Doctor Who #585: Time-Flight Part 1

"Behind every illusion there's a conjurer."
TECHNICAL SPECS: This story is available on DVD. First aired Mar.22 1982.

IN THIS ONE... Two Concords fly to the Jurassic where their crews fall prey to an alien illusionist.

REVIEW: After failing to get free flights to Australia by putting Tegan in a Quantis uniform, JNT finds more willing patrons in Concord. Time-Flight is an incredible piece of product placement that adds a full episode of airport and airplane locations where once the script might have simply called for touch down in prehistory right after Adric's crash, where lo and behold, a time-lost plane and its crew would already be there. At least that's how it looks from here. We're stuck in a huge detour that brings us right back to where we were at the end of Earthshock. After a short eulogy for the fallen companion, and a not-very-convincing rationale for not pulling a timey-wimey trick to save the boy (after all, neither the Doctor, the surviving crew of the freighter or even the audience saw Adric's death and there's ample time for a TARDIS to materialize on the bridge and save him before the ship explodes; not that I'm arguing for his return you understand), the TARDIS is caught up in another craft's slipstream (a phenomenon the episode can't agree to call any one thing, it's a time contour, warp and slip depending on who's talking) and we're off to reprise The Faceless Ones. Yep, as soon as the Doctor stops angling for Heathrow, that's where he's forced to land. At least this time he can invoke his UNIT credentials and get the story moving.

In Adric's absence, Nyssa becomes co-pilot in addition to technobabble dispenser, and is AGAIN left to babysit the guest characters. She's got a lot of fans, I know, but Nyssa never did anything for me. I'm rediscovering why. At least she's also given the Susan/Leela psychic/intuitive bits to play. Whoever Kalid is (and I won't spoil it for you if you can't decipher that laboured anagrammatical pseudonym in the credits), she's the first to see through his illusions. Concord crew and passengers doing a wizard's bidding in the Jurassic era while they imagine themselves on holiday in New York is a fun idea, and "Kalid" gives a fun performance cackling alien incantations at a big crystal ball. I do worry that his accent and garb are meant to be those of a racist portrayal of the Yellow Menace, but the alien skin veers us away from that, I suppose.

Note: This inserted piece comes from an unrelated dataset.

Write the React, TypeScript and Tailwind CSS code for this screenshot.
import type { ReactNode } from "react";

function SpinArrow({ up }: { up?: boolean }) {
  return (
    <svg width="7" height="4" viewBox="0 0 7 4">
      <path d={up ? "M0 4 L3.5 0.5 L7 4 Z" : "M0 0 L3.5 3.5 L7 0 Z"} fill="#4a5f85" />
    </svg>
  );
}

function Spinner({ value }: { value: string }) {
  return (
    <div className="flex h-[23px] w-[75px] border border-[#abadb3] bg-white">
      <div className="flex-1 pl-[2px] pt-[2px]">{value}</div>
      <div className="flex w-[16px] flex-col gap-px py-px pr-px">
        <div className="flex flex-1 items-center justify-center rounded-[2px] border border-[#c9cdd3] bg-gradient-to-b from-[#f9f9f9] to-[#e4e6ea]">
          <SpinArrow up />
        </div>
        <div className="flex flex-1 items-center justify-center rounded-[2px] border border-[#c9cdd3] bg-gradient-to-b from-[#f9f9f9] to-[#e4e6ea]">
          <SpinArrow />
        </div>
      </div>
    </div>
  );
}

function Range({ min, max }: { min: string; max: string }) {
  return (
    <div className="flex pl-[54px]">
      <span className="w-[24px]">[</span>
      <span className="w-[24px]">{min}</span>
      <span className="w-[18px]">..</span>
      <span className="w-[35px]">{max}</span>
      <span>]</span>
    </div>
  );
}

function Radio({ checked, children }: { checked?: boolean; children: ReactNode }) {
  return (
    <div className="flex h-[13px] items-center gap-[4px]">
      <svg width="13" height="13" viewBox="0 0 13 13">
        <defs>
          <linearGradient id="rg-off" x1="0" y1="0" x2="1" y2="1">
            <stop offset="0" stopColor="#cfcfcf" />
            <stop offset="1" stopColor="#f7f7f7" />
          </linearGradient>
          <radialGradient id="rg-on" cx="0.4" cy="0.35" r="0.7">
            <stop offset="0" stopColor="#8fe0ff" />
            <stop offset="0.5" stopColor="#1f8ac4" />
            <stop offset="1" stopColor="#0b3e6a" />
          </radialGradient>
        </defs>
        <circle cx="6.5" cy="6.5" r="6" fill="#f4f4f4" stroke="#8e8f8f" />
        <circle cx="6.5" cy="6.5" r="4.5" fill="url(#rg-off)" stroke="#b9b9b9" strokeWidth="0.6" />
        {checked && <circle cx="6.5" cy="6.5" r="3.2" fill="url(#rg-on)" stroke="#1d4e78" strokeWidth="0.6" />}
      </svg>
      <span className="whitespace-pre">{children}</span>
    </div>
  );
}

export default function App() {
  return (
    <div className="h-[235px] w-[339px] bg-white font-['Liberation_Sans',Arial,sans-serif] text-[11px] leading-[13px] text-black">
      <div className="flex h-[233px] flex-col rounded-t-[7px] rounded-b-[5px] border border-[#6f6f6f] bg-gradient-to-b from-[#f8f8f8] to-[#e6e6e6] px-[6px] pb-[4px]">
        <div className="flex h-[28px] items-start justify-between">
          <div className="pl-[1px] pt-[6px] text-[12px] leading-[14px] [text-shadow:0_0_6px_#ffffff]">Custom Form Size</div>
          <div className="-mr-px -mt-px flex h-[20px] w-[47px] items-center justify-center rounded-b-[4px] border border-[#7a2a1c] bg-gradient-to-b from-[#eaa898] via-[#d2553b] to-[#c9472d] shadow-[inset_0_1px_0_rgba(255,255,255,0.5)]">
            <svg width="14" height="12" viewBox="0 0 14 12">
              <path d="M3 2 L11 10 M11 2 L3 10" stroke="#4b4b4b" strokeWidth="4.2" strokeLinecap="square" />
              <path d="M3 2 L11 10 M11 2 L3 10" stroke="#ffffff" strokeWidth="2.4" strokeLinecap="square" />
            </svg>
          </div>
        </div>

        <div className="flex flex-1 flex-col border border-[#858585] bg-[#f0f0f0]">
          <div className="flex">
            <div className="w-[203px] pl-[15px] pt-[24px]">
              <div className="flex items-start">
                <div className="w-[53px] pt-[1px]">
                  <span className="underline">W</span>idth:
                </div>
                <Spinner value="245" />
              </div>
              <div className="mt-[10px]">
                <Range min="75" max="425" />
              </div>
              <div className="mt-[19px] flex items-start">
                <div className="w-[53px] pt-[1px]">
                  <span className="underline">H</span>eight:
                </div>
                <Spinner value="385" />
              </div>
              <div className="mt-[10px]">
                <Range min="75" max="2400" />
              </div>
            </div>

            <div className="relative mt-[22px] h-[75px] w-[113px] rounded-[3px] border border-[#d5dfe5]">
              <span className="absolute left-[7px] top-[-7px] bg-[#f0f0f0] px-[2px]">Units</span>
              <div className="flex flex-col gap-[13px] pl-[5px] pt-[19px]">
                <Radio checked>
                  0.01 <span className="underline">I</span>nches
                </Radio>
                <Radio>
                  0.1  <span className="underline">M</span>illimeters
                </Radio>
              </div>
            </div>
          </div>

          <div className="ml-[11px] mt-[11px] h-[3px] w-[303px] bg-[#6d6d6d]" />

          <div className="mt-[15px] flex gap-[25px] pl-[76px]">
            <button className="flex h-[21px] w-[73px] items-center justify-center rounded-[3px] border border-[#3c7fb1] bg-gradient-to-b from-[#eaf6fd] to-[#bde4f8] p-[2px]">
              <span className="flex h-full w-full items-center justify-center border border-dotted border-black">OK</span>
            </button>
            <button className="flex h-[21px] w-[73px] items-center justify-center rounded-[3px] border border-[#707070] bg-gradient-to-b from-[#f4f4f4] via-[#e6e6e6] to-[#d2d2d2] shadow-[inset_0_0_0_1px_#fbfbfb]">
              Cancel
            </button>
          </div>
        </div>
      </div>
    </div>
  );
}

Let's talk effects because they really let this episode down. There ARE highlights, like the TARDIS interior righting itself and the crashed model ship, but those are simple/traditional tricks. Whenever the script calls for something more difficult (and Peter Grimwade, as mainly a direction, should have known better... or is he just better at this sort of thing than Ron Jones who actually got to translate Grimwade's script into visuals?), it's a real mess. You've got some great locations, even snow, but these a supplemented by rather awful stills. One of these is used in the CSO sequence that's supposed to dispel the illusion of the airport and turn into the Jurassic, except there's a big flash of light to cover the transition so... It's just an ugly CSO sequence putting the characters in a location we know they actually visited! Prehistoric backdrops with obvious curtain folds take us back to the early days of the program in terms of technical achievement. Gray lump monsters, super-imposed soap suds, it just gets worse from there.

REWATCHABILITY: Medium-Low - The "lost in time" hook is just crazy enough to be fun, but you've got to sit through a Concord commercial to get there, and when you do, technical issues spring up.